The Good Reporter
- Author: Disha Mullick; Geeta Devi; Harshita Verma; Kavita Bundelkhandi; Lakshmi Sharma; Lalita; Meera Devi; Nazni Rizvi; Shyamkali; Suneeta Prajapati;
- Language: English
- Subject: Khabar Lahariya, rural journalism
- Genre: Collective biography
- Publisher: Simon & Schuster India
- Publication date: 2026
- Publication place: India
- Media type: Print

= The Good Reporter =

2026 collective biography by Indian journalists

The Good Reporter: A Memoir of Journalism in the 21st Century is a 2026 collective biography of Khabar Lahariya, an Indian rural news outlet run by women, co-written by ten of its journalists and staff. Published by Simon & Schuster India, the book was written by Disha Mullick together with Geeta Devi, Harshita Verma, Kavita Bundelkhandi, Lakshmi Sharma, Lalita, Meera Devi, Nazni Rizvi, Shyamkali and Suneeta Prajapati, who together lead the organisation.

== Background ==
Khabar Lahariya began in 2002 in the Bundelkhand region of Uttar Pradesh, growing out of a homemade newsletter first produced in the 1990s as part of a women's literacy programme in Banda district. It went on to become India's first hyperlocal digital news outlet run entirely by women, and by the mid-2020s reached about five million people a month through a network of roughly two dozen reporters across sixteen districts of Uttar Pradesh and Madhya Pradesh. The organisation was the subject of Writing with Fire, a 2021 documentary by Rintu Thomas and Sushmit Ghosh that was nominated for the Academy Award for Best Documentary Feature.
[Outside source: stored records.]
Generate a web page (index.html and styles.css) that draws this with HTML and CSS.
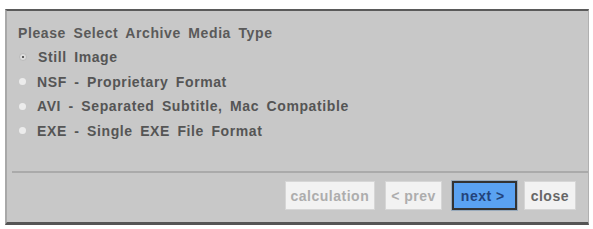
FILE: index.html
```html
<!DOCTYPE html>
<html lang="en">
<head>
  <meta charset="UTF-8" />
  <title>Archive Media Type</title>
  <link rel="stylesheet" href="styles.css">
</head>
<body>
  <div class="dialog">
    <div class="content">
      <h3 class="title">Please Select Archive Media Type</h3>
      <label class="option"><span class="radio checked"></span>Still Image</label>
      <label class="option"><span class="radio"></span>NSF - Proprietary Format</label>
      <label class="option"><span class="radio"></span>AVI - Separated Subtitle, Mac Compatible</label>
      <label class="option"><span class="radio"></span>EXE - Single EXE File Format</label>
    </div>
    <div class="footer">
      <button class="button disabled">calculation</button>
      <button class="button disabled">&lt; prev</button>
      <button class="button primary">next &gt;</button>
      <button class="button close">close</button>
    </div>
  </div>
</body>
</html>
```

FILE: styles.css
```css
body {
  margin: 0;
  background: #fff;
  font-family: "Liberation Sans", Arial, sans-serif;
}
.dialog {
  margin: 9px 4px 0 5px;
  height: 211px;
  background: #c8c8c8;
  border-top: 2px solid #5a5a5a;
  border-bottom: 3px solid #555;
  border-left: 2px solid #a8a8a8;
  border-right: 1px solid #b0b0b0;
  display: flex;
  flex-direction: column;
}
.content {
  padding: 14px 0 0 6px;
  height: 146px;
  border-bottom: 2px solid #aaa;
  margin-left: 5px;
}
.title {
  margin: 0 0 4px 0;
  font-size: 14px;
  font-weight: bold;
  color: #5a5a5a;
  word-spacing: 3px;
  letter-spacing: 0.6px;
}
.option {
  display: flex;
  align-items: center;
  height: 24.5px;
  font-size: 14px;
  font-weight: bold;
  color: #555;
  word-spacing: 3px;
  letter-spacing: 0.6px;
}
.radio {
  width: 7px;
  height: 7px;
  border-radius: 50%;
  background: #ececec;
  margin: 0 11px 0 1px;
  position: relative;
}
.radio.checked {
  background: #ddd;
  border: 1px solid #bbb;
  width: 6px;
  height: 6px;
}
.radio.checked::after {
  content: "";
  position: absolute;
  left: 2px;
  top: 2px;
  width: 2px;
  height: 2px;
  border-radius: 50%;
  background: #333;
}
.footer {
  display: flex;
  justify-content: flex-end;
  align-items: center;
  padding: 8px 12px 0 0;
}
.button {
  font-family: "Liberation Sans", Arial, sans-serif;
  font-size: 14px;
  font-weight: bold;
  height: 29px;
  padding: 0 5px;
  margin-left: 10px;
  background: #f2f2f2;
  color: #666;
  border: 1px solid #d6d6d6;
  letter-spacing: 0.5px;
}
.button.disabled {
  color: #adadad;
}
.button.primary {
  background: #5aa2f2;
  color: #23437a;
  border: 2px solid #333;
  outline: 1px solid #9ab;
  padding: 0 10px 0 7px;
}
.button.close {
  margin-left: 7px;
  padding: 0 6px;
}
```
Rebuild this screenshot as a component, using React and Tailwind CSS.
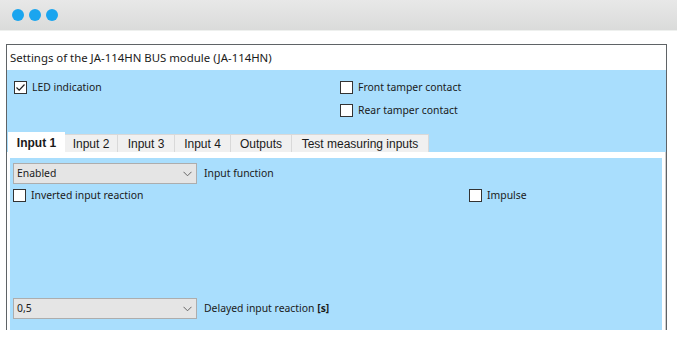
import React from "react";

const Check = ({ checked }) => (
  <span className="w-[13px] h-[13px] border border-[#333] bg-white flex items-center justify-center shrink-0">
    {checked && (
      <svg width="11" height="11" viewBox="0 0 11 11">
        <path d="M1.5 5.5 L4.2 8.2 L9.5 2.5" fill="none" stroke="#222" strokeWidth="1.2" />
      </svg>
    )}
  </span>
);

const CheckRow = ({ checked, label }) => (
  <div className="h-[13px] flex items-center gap-[5px] leading-[13px]">
    <Check checked={checked} />
    <span>{label}</span>
  </div>
);

const Select = ({ value }) => (
  <div className="w-[184px] h-[21px] bg-[#e5e5e5] border border-[#adadad] flex items-center justify-between pl-[3px] pr-[4px]">
    <span>{value}</span>
    <svg width="9" height="6" viewBox="0 0 9 6">
      <path d="M0.5 0.8 L4.5 4.8 L8.5 0.8" fill="none" stroke="#666" strokeWidth="1" />
    </svg>
  </div>
);

const tabs = [
  { name: "Input 1", w: "w-[57px]" },
  { name: "Input 2", w: "w-[53px]" },
  { name: "Input 3", w: "w-[57px]" },
  { name: "Input 4", w: "w-[56px]" },
  { name: "Outputs", w: "w-[61px]" },
  { name: "Test measuring inputs", w: "w-[137px]" },
];

export default function App() {
  return (
    <div className="w-[677px] h-[342px] bg-white overflow-hidden font-['Noto_Sans',sans-serif] text-[10.4px] text-[#1a1a1a]">
      {/* window bar */}
      <div className="h-[31px] bg-gradient-to-b from-[#e8e8e8] to-[#dadbda] border-b border-[#eef0ee] flex items-center gap-[5px] pl-[12px]">
        <span className="w-[12px] h-[12px] rounded-full bg-[#1aa5ef]" />
        <span className="w-[12px] h-[12px] rounded-full bg-[#1aa5ef]" />
        <span className="w-[12px] h-[12px] rounded-full bg-[#1aa5ef]" />
      </div>

      <div className="ml-[6px] mt-[13px] w-[661px] h-[286px] border-t border-x border-[#5f6366] flex flex-col">
        <div className="h-[25px] flex items-center pl-[3px] text-[11.4px]">
          Settings of the JA-114HN BUS module (JA-114HN)
        </div>

        <div className="flex-1 bg-[#a9defd] flex flex-col">
          {/* module options */}
          <div className="h-[62px] flex pt-[11px]">
            <div className="w-[333px] pl-[7px]">
              <CheckRow checked label="LED indication" />
            </div>
            <div className="flex flex-col gap-[10px]">
              <CheckRow label="Front tamper contact" />
              <CheckRow label="Rear tamper contact" />
            </div>
          </div>

          {/* tabs */}
          <div className="h-[20px] flex items-end pl-[1px] font-['Liberation_Sans',sans-serif] text-[12px]">
            {tabs.map((t, i) =>
              i === 0 ? (
                <div key={t.name} className={`${t.w} h-[21px] -mb-[1px] bg-white font-bold flex items-center justify-center`}>
                  {t.name}
                </div>
              ) : (
                <div key={t.name} className={`${t.w} h-[18px] bg-[#f0f0f0] border border-l-0 border-b-0 border-[#d9d9d9] flex items-center justify-center`}>
                  {t.name}
                </div>
              )
            )}
          </div>

          {/* tab panel */}
          <div className="flex-1 bg-white px-[3px] pt-[6px] border-r border-[#cfcfcf]">
            <div className="h-full bg-[#a9defd] flex flex-col pl-[3px] pt-[5px]">
              <div className="flex items-center gap-[7px]">
                <Select value="Enabled" />
                <span>Input function</span>
              </div>
              <div className="flex mt-[5px]">
                <div className="w-[456px]">
                  <CheckRow label="Inverted input reaction" />
                </div>
                <CheckRow label="Impulse" />
              </div>
              <div className="flex items-center gap-[7px] mt-[96px]">
                <Select value="0,5" />
                <span>
                  Delayed input reaction <b>[s]</b>
                </span>
              </div>
            </div>
          </div>
        </div>
      </div>
    </div>
  );
}
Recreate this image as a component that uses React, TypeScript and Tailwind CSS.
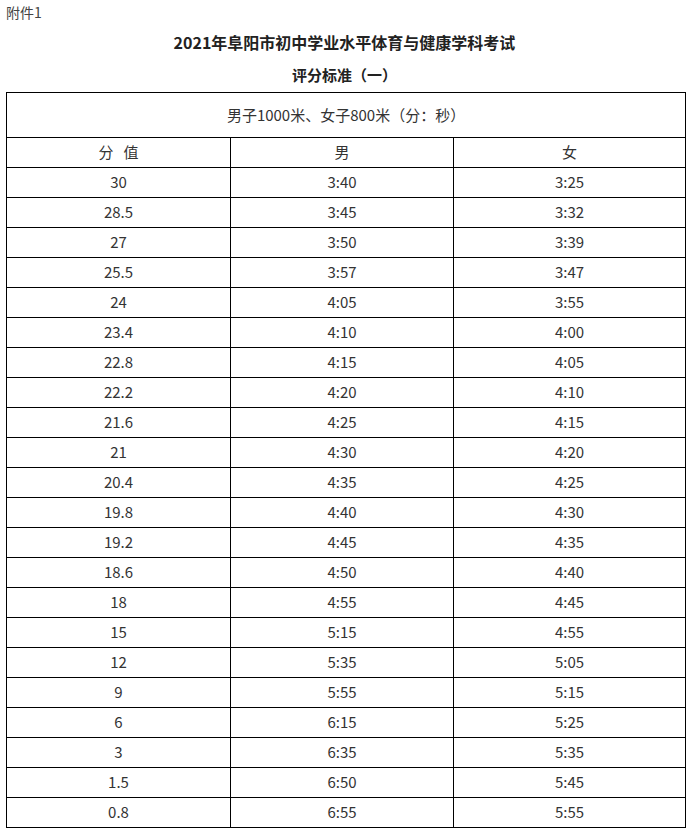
import React from "react";

const rows: [string, string, string][] = [
  ["30", "3:40", "3:25"],
  ["28.5", "3:45", "3:32"],
  ["27", "3:50", "3:39"],
  ["25.5", "3:57", "3:47"],
  ["24", "4:05", "3:55"],
  ["23.4", "4:10", "4:00"],
  ["22.8", "4:15", "4:05"],
  ["22.2", "4:20", "4:10"],
  ["21.6", "4:25", "4:15"],
  ["21", "4:30", "4:20"],
  ["20.4", "4:35", "4:25"],
  ["19.8", "4:40", "4:30"],
  ["19.2", "4:45", "4:35"],
  ["18.6", "4:50", "4:40"],
  ["18", "4:55", "4:45"],
  ["15", "5:15", "4:55"],
  ["12", "5:35", "5:05"],
  ["9", "5:55", "5:15"],
  ["6", "6:15", "5:25"],
  ["3", "6:35", "5:35"],
  ["1.5", "6:50", "5:45"],
  ["0.8", "6:55", "5:55"],
];

const cell = "border border-black text-center align-middle p-0 h-[30px]";

const App = () => {
  return (
    <div className="w-[689px] h-[834px] bg-white text-[#333] font-['Noto_Sans_CJK_SC','Noto_Sans',sans-serif] overflow-hidden">
      <div className="pl-[6px] pt-[2px] text-[14px] leading-[20px] text-[#444]">附件1</div>
      <div className="text-center font-bold text-[16px] leading-[20px] mt-[10px] text-[#222]">
        2021年阜阳市初中学业水平体育与健康学科考试
      </div>
      <div className="text-center font-bold text-[15px] leading-[20px] mt-[13px] text-[#222]">
        评分标准（一）
      </div>
      <table className="ml-[6px] mt-[7px] border-collapse w-[679px] table-fixed text-[15px]">
        <colgroup>
          <col className="w-[224px]" />
          <col className="w-[223px]" />
          <col className="w-[232px]" />
        </colgroup>
        <tbody>
          <tr>
            <td colSpan={3} className="border border-black text-center align-middle p-0 h-[45px]">
              男子1000米、女子800米（分：秒）
            </td>
          </tr>
          <tr>
            <td className={cell}>分&nbsp;&nbsp;&nbsp;值</td>
            <td className={cell}>男</td>
            <td className={cell}>女</td>
          </tr>
          {rows.map(([score, male, female]) => (
            <tr key={score}>
              <td className={cell}>{score}</td>
              <td className={cell}>{male}</td>
              <td className={cell}>{female}</td>
            </tr>
          ))}
        </tbody>
      </table>
    </div>
  );
};

export default App;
== Structure and content ==
The book is written as a collective biography, drawing on a feminist research method in which contributors share individual memories that are combined into a single, layered account. It was developed partly through workshops, including one held in Banda in July 2023, in which contributors recorded their memories of specific stories and events. The narrative moves between contributors' personal histories and their reporting, covering subjects including caste, gender, land disputes and local crime, and addresses the disagreements and friction among the group alongside their collaboration.

== Reception ==
Writing in Feminism in India, the reviewer said the book resists an "outside-in" narrative that flattens the journalists into a single, simplified identity, and instead uses multiple authorship to foreground the differing caste, class, educational and geographic backgrounds of its contributors. Nieman Reports described the book as interweaving personal memory with reporting anecdotes to examine how the journalists choose which stories to tell and how to tell them. Scroll.in published an excerpt from the book alongside its review coverage.